Visual Thinking for Design by Colin Ware (Morgan Kauffman-Elsevier, 2008)
p. 12 “What we end up actually perceiving is the result of information about the world strongly biased according to what we are attempting to accomplish.”
Ware discusses aspects of visual perception as they relate to design, based on a model of visual thinking as an active process.
According to this new view, visual thinking is a process that has the allocation of attention as its very essence. … This new understanding leads to a revision of our thinking about the nature of visual consciousness. It is more accurate to say that we are conscious of the field of information to which we have rapid access rather than that we are immediately conscious of the world. (p. 3)
An implication for graphic design is that information display should be designed to support visual queries.
I was interested in the contrast drawn between design for narrative vs design for information seeking:
Information seekers have highly individual cognitive threads that are shaped moment-to-moment by the specific demands of the cognitive process of solving a problem. This process is internally driven. Conversely, the audience of a narrative presentation will, if they are attending, have cognitive threads that are much more similar to each other, although still far from identical because of the variety of their prior experiences. (p. 138)

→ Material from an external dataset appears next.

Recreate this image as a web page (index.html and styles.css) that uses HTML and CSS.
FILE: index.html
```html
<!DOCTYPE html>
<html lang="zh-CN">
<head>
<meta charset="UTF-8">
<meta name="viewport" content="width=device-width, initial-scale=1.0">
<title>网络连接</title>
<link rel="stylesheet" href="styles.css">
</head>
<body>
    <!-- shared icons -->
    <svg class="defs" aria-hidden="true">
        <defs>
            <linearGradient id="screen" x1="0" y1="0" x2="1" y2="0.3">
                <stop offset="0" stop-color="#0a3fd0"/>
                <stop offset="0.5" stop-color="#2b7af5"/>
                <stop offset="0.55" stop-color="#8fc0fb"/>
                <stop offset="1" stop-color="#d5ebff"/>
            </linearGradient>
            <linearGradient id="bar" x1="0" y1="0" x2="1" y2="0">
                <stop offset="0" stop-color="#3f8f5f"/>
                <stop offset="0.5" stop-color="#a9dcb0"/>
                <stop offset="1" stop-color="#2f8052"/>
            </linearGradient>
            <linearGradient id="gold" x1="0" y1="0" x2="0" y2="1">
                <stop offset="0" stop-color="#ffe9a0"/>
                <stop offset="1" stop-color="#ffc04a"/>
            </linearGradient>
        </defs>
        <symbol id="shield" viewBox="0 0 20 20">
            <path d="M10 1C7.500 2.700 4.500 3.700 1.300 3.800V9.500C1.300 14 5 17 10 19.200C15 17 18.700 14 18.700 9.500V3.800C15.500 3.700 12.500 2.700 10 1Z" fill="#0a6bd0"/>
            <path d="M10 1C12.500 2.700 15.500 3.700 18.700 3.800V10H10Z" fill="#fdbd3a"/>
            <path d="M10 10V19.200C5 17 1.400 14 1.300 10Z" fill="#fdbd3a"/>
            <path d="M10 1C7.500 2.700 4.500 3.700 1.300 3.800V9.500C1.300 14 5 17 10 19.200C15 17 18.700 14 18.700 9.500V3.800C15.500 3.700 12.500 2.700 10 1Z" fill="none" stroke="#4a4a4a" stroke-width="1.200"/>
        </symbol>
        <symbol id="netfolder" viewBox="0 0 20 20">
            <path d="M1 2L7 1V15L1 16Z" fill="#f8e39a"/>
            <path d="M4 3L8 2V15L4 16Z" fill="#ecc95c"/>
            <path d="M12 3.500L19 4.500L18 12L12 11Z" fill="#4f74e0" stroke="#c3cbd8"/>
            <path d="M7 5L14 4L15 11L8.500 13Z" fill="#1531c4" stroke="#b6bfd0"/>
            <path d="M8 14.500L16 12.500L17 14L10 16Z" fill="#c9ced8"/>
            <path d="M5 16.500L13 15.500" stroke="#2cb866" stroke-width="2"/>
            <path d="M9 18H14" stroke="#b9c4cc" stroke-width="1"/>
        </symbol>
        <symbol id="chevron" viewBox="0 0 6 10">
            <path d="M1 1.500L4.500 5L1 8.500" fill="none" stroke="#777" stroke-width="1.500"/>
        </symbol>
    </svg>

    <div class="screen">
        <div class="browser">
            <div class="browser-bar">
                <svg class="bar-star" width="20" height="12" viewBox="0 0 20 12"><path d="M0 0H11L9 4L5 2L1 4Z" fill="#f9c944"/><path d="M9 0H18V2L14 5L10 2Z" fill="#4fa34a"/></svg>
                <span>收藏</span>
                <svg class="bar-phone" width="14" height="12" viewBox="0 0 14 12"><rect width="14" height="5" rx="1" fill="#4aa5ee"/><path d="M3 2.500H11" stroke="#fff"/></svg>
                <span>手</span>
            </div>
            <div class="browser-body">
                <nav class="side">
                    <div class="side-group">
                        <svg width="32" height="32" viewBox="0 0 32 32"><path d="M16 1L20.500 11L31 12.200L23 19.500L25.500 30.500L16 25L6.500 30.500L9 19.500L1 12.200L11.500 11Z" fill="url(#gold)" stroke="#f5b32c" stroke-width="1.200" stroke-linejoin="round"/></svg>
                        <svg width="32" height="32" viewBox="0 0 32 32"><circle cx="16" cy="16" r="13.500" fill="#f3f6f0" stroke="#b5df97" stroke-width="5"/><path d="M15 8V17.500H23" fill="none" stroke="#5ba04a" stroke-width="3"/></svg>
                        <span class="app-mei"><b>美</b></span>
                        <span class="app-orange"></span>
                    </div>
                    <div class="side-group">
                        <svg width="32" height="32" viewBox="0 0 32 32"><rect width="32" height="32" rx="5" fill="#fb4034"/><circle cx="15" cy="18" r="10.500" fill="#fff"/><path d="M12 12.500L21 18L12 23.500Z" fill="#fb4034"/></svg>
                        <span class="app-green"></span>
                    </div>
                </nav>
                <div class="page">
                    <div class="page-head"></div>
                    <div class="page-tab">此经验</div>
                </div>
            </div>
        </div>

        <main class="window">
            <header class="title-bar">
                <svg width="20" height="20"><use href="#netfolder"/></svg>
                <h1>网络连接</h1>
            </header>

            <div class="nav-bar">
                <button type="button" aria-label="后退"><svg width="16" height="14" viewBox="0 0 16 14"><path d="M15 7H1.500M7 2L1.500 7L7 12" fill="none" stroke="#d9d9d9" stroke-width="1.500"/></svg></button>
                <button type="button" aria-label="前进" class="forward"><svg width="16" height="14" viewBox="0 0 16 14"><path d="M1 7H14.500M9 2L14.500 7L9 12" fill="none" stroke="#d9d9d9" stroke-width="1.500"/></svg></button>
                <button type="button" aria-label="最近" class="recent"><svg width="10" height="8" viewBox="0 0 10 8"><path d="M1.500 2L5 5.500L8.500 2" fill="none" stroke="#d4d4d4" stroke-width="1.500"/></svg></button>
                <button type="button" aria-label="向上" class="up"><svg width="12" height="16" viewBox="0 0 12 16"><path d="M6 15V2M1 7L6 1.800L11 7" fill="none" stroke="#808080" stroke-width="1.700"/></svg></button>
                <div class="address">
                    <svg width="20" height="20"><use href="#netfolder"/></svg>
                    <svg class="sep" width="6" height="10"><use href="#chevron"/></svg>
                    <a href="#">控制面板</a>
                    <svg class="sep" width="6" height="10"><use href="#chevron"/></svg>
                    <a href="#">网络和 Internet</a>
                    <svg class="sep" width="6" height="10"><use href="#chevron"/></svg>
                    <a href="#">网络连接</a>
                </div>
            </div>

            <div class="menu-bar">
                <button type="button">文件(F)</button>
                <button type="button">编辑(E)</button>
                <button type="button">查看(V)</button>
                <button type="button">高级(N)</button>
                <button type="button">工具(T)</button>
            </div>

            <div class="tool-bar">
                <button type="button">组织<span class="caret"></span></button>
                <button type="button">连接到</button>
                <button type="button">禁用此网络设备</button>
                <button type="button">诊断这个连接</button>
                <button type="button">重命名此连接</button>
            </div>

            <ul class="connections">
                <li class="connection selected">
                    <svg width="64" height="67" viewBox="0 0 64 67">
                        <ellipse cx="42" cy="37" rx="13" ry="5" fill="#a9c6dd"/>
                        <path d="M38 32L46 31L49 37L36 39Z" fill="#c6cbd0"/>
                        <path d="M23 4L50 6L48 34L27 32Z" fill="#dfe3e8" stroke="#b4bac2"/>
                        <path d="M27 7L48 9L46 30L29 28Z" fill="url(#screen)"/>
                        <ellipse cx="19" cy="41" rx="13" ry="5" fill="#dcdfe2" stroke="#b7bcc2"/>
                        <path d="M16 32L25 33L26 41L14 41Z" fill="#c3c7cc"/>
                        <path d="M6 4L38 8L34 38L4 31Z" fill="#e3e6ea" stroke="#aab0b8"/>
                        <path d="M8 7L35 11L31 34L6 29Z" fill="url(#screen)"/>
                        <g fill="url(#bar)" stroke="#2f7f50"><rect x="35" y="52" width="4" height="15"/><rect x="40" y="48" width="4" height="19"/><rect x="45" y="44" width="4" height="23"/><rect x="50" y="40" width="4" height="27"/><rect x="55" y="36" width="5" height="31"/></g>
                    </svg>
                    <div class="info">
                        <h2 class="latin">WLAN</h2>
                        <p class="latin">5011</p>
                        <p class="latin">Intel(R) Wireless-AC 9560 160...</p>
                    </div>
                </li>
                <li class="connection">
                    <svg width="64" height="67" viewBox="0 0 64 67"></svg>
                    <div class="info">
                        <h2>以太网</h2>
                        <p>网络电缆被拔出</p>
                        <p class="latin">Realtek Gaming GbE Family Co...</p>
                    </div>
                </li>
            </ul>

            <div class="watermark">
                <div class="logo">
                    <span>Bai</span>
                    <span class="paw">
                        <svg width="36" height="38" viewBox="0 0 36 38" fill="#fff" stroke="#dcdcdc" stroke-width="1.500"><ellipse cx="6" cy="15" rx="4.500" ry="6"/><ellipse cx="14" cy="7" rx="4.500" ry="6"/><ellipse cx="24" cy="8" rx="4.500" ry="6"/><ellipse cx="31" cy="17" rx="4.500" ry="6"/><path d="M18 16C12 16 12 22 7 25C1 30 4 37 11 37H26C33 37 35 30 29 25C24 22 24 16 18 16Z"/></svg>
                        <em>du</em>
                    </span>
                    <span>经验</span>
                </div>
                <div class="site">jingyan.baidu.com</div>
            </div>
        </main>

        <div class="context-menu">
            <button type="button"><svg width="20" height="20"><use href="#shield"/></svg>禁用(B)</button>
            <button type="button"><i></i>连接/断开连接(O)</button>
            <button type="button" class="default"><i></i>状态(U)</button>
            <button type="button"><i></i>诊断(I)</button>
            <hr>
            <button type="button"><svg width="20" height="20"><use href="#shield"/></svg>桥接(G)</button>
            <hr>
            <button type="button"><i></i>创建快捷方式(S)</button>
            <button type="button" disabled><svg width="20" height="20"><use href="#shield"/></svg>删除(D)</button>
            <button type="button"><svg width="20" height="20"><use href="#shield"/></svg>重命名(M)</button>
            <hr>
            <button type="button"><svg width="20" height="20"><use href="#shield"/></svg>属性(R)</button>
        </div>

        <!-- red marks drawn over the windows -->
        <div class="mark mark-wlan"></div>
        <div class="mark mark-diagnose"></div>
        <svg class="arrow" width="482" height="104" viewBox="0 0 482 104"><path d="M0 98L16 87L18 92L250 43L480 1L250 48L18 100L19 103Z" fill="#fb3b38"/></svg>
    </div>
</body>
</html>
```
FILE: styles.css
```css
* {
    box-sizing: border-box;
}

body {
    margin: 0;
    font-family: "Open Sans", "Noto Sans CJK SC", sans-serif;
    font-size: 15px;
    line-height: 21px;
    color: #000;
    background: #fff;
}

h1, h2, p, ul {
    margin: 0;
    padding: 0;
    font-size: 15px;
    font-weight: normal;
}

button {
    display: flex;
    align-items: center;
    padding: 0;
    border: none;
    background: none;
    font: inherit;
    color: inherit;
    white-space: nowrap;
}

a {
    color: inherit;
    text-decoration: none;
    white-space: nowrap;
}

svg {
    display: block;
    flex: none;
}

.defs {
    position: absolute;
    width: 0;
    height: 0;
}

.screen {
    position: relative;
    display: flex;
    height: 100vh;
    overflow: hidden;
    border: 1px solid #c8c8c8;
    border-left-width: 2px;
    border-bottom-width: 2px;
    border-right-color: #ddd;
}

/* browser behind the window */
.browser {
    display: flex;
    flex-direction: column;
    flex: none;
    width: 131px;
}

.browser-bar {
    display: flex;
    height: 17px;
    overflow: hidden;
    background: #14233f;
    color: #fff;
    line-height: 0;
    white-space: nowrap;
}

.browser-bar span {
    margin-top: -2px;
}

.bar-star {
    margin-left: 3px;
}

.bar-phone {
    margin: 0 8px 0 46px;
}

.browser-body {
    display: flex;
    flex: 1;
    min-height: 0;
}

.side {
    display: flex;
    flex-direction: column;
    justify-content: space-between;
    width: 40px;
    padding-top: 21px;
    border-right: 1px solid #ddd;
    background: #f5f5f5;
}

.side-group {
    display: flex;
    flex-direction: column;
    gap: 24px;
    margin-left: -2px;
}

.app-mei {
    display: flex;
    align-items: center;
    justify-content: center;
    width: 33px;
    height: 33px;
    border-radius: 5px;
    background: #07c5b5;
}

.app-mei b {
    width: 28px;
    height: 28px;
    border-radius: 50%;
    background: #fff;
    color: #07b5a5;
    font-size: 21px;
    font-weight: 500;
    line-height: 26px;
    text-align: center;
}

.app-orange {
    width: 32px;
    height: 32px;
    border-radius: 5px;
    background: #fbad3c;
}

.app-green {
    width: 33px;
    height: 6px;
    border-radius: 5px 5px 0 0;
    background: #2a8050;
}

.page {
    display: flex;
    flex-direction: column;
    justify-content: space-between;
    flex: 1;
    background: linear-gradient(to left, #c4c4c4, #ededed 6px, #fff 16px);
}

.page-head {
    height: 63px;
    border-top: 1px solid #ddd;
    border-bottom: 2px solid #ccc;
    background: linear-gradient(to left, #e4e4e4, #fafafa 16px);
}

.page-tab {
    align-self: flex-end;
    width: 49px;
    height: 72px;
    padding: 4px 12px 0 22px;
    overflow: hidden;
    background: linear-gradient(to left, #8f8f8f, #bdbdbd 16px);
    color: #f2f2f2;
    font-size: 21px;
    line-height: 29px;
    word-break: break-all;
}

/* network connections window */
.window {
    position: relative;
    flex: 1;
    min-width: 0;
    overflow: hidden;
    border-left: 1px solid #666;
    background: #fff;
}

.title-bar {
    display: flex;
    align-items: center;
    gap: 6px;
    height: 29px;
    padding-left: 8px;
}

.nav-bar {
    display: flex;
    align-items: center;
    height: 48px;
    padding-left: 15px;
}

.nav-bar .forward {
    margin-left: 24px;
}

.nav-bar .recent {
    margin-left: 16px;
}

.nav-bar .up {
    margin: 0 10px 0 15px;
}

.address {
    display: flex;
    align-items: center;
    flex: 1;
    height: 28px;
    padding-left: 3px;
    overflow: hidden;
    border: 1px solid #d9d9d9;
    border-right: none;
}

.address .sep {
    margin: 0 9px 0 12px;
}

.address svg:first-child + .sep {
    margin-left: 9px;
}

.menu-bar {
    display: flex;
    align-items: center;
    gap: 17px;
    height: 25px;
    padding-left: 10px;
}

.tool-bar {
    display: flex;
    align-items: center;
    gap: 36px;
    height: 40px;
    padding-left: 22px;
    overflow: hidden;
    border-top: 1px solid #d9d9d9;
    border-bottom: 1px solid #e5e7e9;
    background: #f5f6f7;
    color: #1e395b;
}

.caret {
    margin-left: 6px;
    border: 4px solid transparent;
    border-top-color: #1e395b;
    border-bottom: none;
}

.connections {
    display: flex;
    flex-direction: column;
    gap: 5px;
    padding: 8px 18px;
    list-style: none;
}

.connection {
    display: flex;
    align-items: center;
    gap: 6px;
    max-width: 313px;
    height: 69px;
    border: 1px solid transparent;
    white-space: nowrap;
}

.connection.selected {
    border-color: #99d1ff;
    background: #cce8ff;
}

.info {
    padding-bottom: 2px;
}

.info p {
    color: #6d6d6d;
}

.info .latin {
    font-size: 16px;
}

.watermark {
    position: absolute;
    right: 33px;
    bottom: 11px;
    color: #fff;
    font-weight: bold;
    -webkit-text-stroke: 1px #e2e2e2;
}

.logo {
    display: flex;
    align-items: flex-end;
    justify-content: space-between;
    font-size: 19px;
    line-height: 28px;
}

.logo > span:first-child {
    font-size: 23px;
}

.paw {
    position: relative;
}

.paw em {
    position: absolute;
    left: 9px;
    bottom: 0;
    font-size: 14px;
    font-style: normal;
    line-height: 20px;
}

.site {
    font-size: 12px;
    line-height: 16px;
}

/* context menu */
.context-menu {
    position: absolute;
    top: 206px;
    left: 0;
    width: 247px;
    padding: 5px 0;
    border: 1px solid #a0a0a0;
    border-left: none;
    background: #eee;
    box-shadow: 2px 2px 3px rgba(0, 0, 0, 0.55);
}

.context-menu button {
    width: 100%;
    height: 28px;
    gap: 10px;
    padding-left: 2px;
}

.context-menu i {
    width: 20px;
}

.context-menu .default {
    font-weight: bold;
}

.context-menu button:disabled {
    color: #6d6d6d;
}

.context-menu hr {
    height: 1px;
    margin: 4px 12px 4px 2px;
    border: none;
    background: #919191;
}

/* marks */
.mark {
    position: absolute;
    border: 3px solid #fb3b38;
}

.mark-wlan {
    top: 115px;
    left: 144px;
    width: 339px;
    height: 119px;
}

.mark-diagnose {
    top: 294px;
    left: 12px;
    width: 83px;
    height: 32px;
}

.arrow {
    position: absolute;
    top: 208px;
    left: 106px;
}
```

Summing up near the end of the book (p. 172):
The active vision model has four broad implications for design.
1. To support the pattern-finding capability of the brain; that is, to turn information structures into patterns.
2. To optimize the cognitive process as a nested set of activities.
3. To take the economics of cognition into account, considering the cost of learning new tools and ways of seeing.
4. To think about attention at many levels and design for the cognitive thread.
A review at EagerEyes.org has a more detailed chapter-by-chapter summary.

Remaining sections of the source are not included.